Diante de um cenário tão alarmante, o relatório da Oceana enfatiza a urgência de ações concretas para enfrentar a crise de poluição plástica.
- A primeira e mais direta recomendação é a redução significativa da quantidade de resíduos plásticos lançados nos oceanos. Para isso, os pesquisadores sugerem que o poder público invista em pesquisa e desenvolvimento de alternativas ao plástico, como materiais biodegradáveis e compostáveis.
- Além disso, é crucial a criação de uma legislação específica voltada para a regulação da produção e descarte de plásticos, com foco especial nos plásticos descartáveis, que são os principais responsáveis pela poluição dos mares. O relatório sugere que políticas públicas promovam a substituição gradual dos plásticos por alternativas mais sustentáveis e que tornem esses materiais acessíveis economicamente para a população em geral.

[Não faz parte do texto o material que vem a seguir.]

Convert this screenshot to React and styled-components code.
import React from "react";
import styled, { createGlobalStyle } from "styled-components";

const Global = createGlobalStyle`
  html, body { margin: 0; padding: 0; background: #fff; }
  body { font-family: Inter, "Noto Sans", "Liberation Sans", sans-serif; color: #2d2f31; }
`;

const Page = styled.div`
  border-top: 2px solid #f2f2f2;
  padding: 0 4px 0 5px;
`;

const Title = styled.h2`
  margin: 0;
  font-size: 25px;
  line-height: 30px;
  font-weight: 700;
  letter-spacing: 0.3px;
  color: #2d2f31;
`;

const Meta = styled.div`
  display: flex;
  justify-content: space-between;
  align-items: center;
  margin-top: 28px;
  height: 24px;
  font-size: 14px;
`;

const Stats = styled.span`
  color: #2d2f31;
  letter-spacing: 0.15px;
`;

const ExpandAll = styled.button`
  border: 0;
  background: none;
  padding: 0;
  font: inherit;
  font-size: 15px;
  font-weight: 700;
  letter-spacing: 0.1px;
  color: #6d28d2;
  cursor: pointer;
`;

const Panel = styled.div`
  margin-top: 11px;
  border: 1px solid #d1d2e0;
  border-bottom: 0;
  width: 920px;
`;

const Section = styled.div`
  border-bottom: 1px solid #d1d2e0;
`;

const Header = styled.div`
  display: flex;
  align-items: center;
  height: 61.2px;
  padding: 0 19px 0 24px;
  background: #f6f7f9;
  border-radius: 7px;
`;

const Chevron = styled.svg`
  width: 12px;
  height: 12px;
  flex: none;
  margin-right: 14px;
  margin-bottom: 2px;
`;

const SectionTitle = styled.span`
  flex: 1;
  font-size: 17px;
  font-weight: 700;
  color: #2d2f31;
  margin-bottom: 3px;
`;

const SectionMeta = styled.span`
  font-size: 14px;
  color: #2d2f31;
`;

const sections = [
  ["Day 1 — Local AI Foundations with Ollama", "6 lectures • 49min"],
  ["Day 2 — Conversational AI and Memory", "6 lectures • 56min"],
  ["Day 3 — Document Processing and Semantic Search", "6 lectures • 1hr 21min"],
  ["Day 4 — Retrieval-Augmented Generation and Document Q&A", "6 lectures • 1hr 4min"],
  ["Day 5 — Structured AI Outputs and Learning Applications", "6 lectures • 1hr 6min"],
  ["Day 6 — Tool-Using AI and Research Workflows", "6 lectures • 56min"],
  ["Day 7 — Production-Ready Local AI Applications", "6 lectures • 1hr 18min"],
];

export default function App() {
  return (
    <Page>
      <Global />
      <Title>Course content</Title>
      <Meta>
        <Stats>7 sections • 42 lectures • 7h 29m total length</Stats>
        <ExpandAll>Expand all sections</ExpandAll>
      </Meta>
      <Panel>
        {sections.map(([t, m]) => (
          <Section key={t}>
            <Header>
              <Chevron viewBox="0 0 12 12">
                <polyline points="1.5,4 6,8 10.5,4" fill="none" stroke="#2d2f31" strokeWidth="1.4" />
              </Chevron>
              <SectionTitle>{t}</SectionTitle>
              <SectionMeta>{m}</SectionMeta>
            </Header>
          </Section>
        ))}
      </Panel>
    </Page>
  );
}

- Outra recomendação é a implementação de sistemas de reciclagem mais eficientes e a criação de incentivos para a economia circular, que visa a reutilização de materiais e a redução do desperdício. Para Zamboni, a adoção de tais medidas não é apenas uma necessidade ambiental, mas também uma oportunidade econômica para o Brasil: “O combate à poluição plástica pode gerar empregos verdes e abrir novos mercados para produtos sustentáveis”, ressaltou.
Apesar das soluções propostas, o caminho para a implementação de uma economia mais sustentável enfrenta desafios. A indústria do plástico, com forte presença no Brasil, é uma das principais barreiras para mudanças rápidas e eficazes. Além disso, a falta de conscientização por parte da população e a dificuldade de fiscalização e controle de poluentes são entraves adicionais para um futuro mais limpo.
Contudo, o relatório “Fragmentos da Destruição” deixa claro que, sem uma mudança urgente no modelo de produção e descarte, o impacto do plástico no meio ambiente continuará a crescer, ameaçando não apenas a biodiversidade marinha, mas também a saúde humana e a economia. A adoção de políticas públicas fortes e a conscientização da sociedade serão fundamentais para reverter esse quadro e garantir a preservação dos oceanos para as futuras gerações.